Caspian Sea in Russian Kaspiyskoye in Persian Daryaye Khezer, is a landlocked sea which having no natural outflow except evaporation and situated between Asia and Europe. It is the world’s largest inland body of water, with a area of 371,000 square kilometers and a maximum depth of about 980 meters, and has characteristics common to both seas and lakes. It is often listed as the world’s largest lake, though it is not a freshwater one. The Caspian Sea is bordered by five countries, Iran, Russia, Azerbaijan, Turkmenistan, and Kazakhstan. The 3 largest rivers flow into the Caspian are Volga, Ural, and Terek.

90% of the world’s catch of sturgeon, which yield eggs that are processed into caviar, come from the Caspian Sea.

Exploitation of large oil and natural gas reservoirs under the Caspian Sea began in the 1920s, and expanded after World War II, making the area a focus of international politics.
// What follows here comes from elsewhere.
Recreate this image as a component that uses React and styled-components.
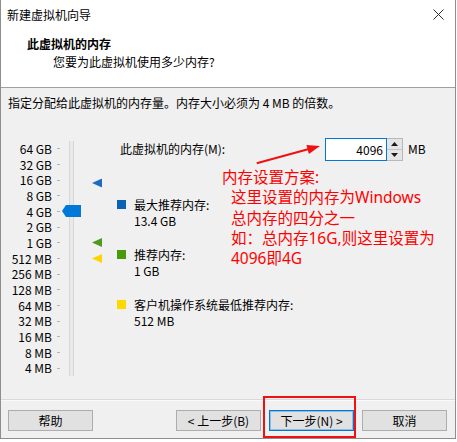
import React from 'react';
import styled, { createGlobalStyle } from 'styled-components';

const Global = createGlobalStyle`
  html, body { margin: 0; padding: 0; background: #fff; }
  body {
    font-family: "Noto Sans CJK SC", "Noto Sans", sans-serif;
    font-size: 12px;
    color: #000;
  }
`;

const ROW = 15.68;

const Window = styled.div`
  width: 456px;
  height: 439px;
  box-sizing: border-box;
  border: 1px solid #8e8e8e;
  border-top: none;
  background: #f0f0f0;
  display: flex;
  flex-direction: column;
`;

const TitleBar = styled.div`
  height: 30px;
  background: #fff;
  display: flex;
  align-items: center;
  justify-content: space-between;
  padding: 0 11px 1px 6px;
  box-sizing: border-box;
  line-height: 16px;
`;

const Header = styled.div`
  height: 58px;
  box-sizing: border-box;
  background: #fff;
  border-bottom: 1px solid #a0a0a0;
  padding: 6px 0 0 26px;
  line-height: 16px;
`;

const HeaderTitle = styled.div`
  font-weight: bold;
`;

const HeaderSub = styled.div`
  margin-top: 2px;
  padding-left: 26px;
`;

const Body = styled.div`
  position: relative;
  flex: 1;
  padding: 7px 0 0 7px;
  line-height: 16px;
`;

const Main = styled.div`
  display: flex;
  margin-top: 26px;
`;

const Scale = styled.div`
  width: 109px;
  padding-top: 3.85px;
  display: flex;
  flex-direction: column;
`;

const ScaleRow = styled.div`
  height: ${ROW}px;
  display: flex;
  align-items: center;
`;

const ScaleLabel = styled.div`
  width: 44px;
  text-align: right;
  white-space: nowrap;
  line-height: ${ROW}px;
`;

const Tick = styled.div`
  margin-left: 5px;
  width: 3px;
  height: 1px;
  background: #b4b4b4;
`;

const TrackCell = styled.div`
  position: relative;
  margin-left: 9px;
  width: 5px;
  align-self: stretch;
  box-sizing: border-box;
  background: #e9e9e9;
  border-left: 1px solid #d8d8d8;
  border-right: 1px solid #d8d8d8;
`;

const Thumb = styled.svg`
  position: absolute;
  left: -8px;
  top: 50%;
  margin-top: -6px;
  display: block;
`;

const MarkerCell = styled.div`
  margin-left: 18px;
  width: 10px;
  height: 9px;
  display: flex;
  align-items: center;
`;

const Side = styled.div`
  display: flex;
  flex-direction: column;
`;

const MemRow = styled.div`
  height: 24px;
  display: flex;
  align-items: center;
`;

const MemLabel = styled.div`
  width: 205px;
  padding-left: 3px;
`;

const Spin = styled.div`
  display: flex;
  height: 23px;
`;

const SpinInput = styled.div`
  width: 62px;
  box-sizing: border-box;
  border: 1px solid #0078d7;
  background: #fff;
  text-align: right;
  padding-right: 3px;
  line-height: 21px;
`;

const SpinButtons = styled.div`
  width: 16px;
  box-sizing: border-box;
  border: 1px solid #b8b8b8;
  border-left: none;
  background: #e5e5e5;
  display: flex;
  flex-direction: column;
`;

const SpinHalf = styled.div`
  flex: 1;
  display: flex;
  align-items: center;
  justify-content: center;
  ${(p) => (p.$top ? 'border-bottom: 1px solid #c4c4c4;' : '')}
`;

const Unit = styled.div`
  margin-left: 5px;
`;

const Legends = styled.div`
  margin-top: 36px;
  display: flex;
  flex-direction: column;
  gap: 19px;
`;

const Legend = styled.div`
  display: flex;
  align-items: flex-start;
  line-height: 15.5px;
`;

const Swatch = styled.div`
  width: 9px;
  height: 9px;
  margin: 3px 8px 0 0;
  background: ${(p) => p.$color};
`;

const Note = styled.div`
  position: absolute;
  left: 221px;
  top: 79px;
  color: #ff0000;
  font-family: "Noto Sans", "Noto Sans CJK SC", sans-serif;
  font-size: 15.5px;
  line-height: 20.3px;
  white-space: nowrap;
`;

const NoteLine = styled.div`
  padding-left: ${(p) => (p.$indent ? 9 : 0)}px;
`;

const Arrow = styled.svg`
  position: absolute;
  left: 250px;
  top: 50px;
  display: block;
`;

const Footer = styled.div`
  height: 39px;
  box-sizing: border-box;
  border-top: 1px solid #d9d9d9;
  box-shadow: inset 0 1px 0 #fafafa;
  padding: 10px 8px 0 7px;
  display: flex;
  align-items: flex-start;
`;

const Button = styled.div`
  width: 85px;
  height: 21px;
  box-sizing: border-box;
  background: #e1e1e1;
  border: 1px solid ${(p) => (p.$primary ? '#0078d7' : '#adadad')};
  ${(p) => (p.$primary ? 'box-shadow: inset 0 0 0 1px rgba(0,120,215,0.35);' : '')}
  display: flex;
  align-items: center;
  justify-content: center;
  line-height: 19px;
  white-space: nowrap;
  margin-left: ${(p) => p.$gap || 0}px;
`;

const Highlight = styled.div`
  position: relative;
  margin-left: 8px;
  &::after {
    content: '';
    position: absolute;
    left: -6px;
    right: -2px;
    top: -14px;
    bottom: -7px;
    border: 2px solid #f01010;
    pointer-events: none;
  }
`;

const Spacer = styled.div`
  flex: 1;
`;

const scaleLabels = [
  '64 GB', '32 GB', '16 GB', '8 GB', '4 GB', '2 GB', '1 GB', '512 MB',
  '256 MB', '128 MB', '64 MB', '32 MB', '16 MB', '8 MB', '4 MB',
];

const markers = {
  2: { color: '#1a6cc0', shift: 2.5 },
  6: { color: '#4e9a1c', shift: 0 },
  7: { color: '#ffd400', shift: 0 },
};

function Tri({ color, shift }) {
  return (
    <svg width="10" height="9" viewBox="0 0 10 9" style={{ transform: `translateY(${shift}px)` }}>
      <polygon points="0,4.5 10,0 10,9" fill={color} />
    </svg>
  );
}

export default function App() {
  return (
    <>
      <Global />
      <Window>
        <TitleBar>
          <span>新建虚拟机向导</span>
          <svg width="11" height="11" viewBox="0 0 11 11">
            <path d="M0.5 0.5 L10.5 10.5 M10.5 0.5 L0.5 10.5" stroke="#2b2b2b" strokeWidth="1" fill="none" />
          </svg>
        </TitleBar>
        <Header>
          <HeaderTitle>此虚拟机的内存</HeaderTitle>
          <HeaderSub>您要为此虚拟机使用多少内存?</HeaderSub>
        </Header>
        <Body>
          <div>指定分配给此虚拟机的内存量。内存大小必须为 4 MB 的倍数。</div>
          <Main>
            <Scale>
              {scaleLabels.map((label, i) => (
                <ScaleRow key={label}>
                  <ScaleLabel>{label}</ScaleLabel>
                  <Tick />
                  <TrackCell>
                    {i === 4 && (
                      <Thumb width="19" height="12" viewBox="0 0 19 12">
                        <polygon points="0,6 4,0 19,0 19,12 4,12" fill="#0078d7" />
                      </Thumb>
                    )}
                  </TrackCell>
                  <MarkerCell>
                    {markers[i] && <Tri color={markers[i].color} shift={markers[i].shift} />}
                  </MarkerCell>
                </ScaleRow>
              ))}
            </Scale>
            <Side>
              <MemRow>
                <MemLabel>此虚拟机的内存(M):</MemLabel>
                <Spin>
                  <SpinInput>4096</SpinInput>
                  <SpinButtons>
                    <SpinHalf $top>
                      <svg width="7" height="4" viewBox="0 0 7 4">
                        <polygon points="3.5,0 7,4 0,4" fill="#1a1a1a" />
                      </svg>
                    </SpinHalf>
                    <SpinHalf>
                      <svg width="7" height="4" viewBox="0 0 7 4">
                        <polygon points="0,0 7,0 3.5,4" fill="#1a1a1a" />
                      </svg>
                    </SpinHalf>
                  </SpinButtons>
                </Spin>
                <Unit>MB</Unit>
              </MemRow>
              <Legends>
                <Legend>
                  <Swatch $color="#0a62b6" />
                  <div>
                    <div>最大推荐内存:</div>
                    <div>13.4 GB</div>
                  </div>
                </Legend>
                <Legend>
                  <Swatch $color="#4a9a0e" />
                  <div>
                    <div>推荐内存:</div>
                    <div>1 GB</div>
                  </div>
                </Legend>
                <Legend>
                  <Swatch $color="#ffd800" />
                  <div>
                    <div>客户机操作系统最低推荐内存:</div>
                    <div>512 MB</div>
                  </div>
                </Legend>
              </Legends>
            </Side>
          </Main>
          <Arrow width="75" height="32" viewBox="0 0 75 32">
            <line x1="5.7" y1="25.3" x2="57" y2="11.3" stroke="#f01010" strokeWidth="2" />
            <polygon points="69,8 57.9,16 55.4,6.9" fill="#f01010" />
          </Arrow>
          <Note>
            <NoteLine>内存设置方案:</NoteLine>
            <NoteLine $indent>这里设置的内存为Windows</NoteLine>
            <NoteLine $indent>总内存的四分之一</NoteLine>
            <NoteLine $indent>如：总内存16G,则这里设置为</NoteLine>
            <NoteLine $indent>4096即4G</NoteLine>
          </Note>
        </Body>
        <Footer>
          <Button>帮助</Button>
          <Spacer />
          <Button>&lt; 上一步(B)</Button>
          <Highlight>
            <Button $primary>下一步(N) &gt;</Button>
          </Highlight>
          <Button $gap={8}>取消</Button>
        </Footer>
      </Window>
    </>
  );
}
Topography  and Geography 

The Caspian Sea lies east of the Caucasus Mountains and dominates the flat expanses of western Central Asia. Approximately 20 percent of the southern shoreline borders Iran/Persia (Gilan, Mazandaran and Golestan provinces) at the foot of the Alborz Mountains, the remainder of the shoreline is bordered by Russia (Dagestan, Kalmykia, Astrakhan Oblast), Azerbaijan, Turkmenistan (Balkan Province), and Kazakhstan, with the central Asian steppes to the north and east. On its eastern Turkmen shore is a large embayment, the Kara Bogaz Gol.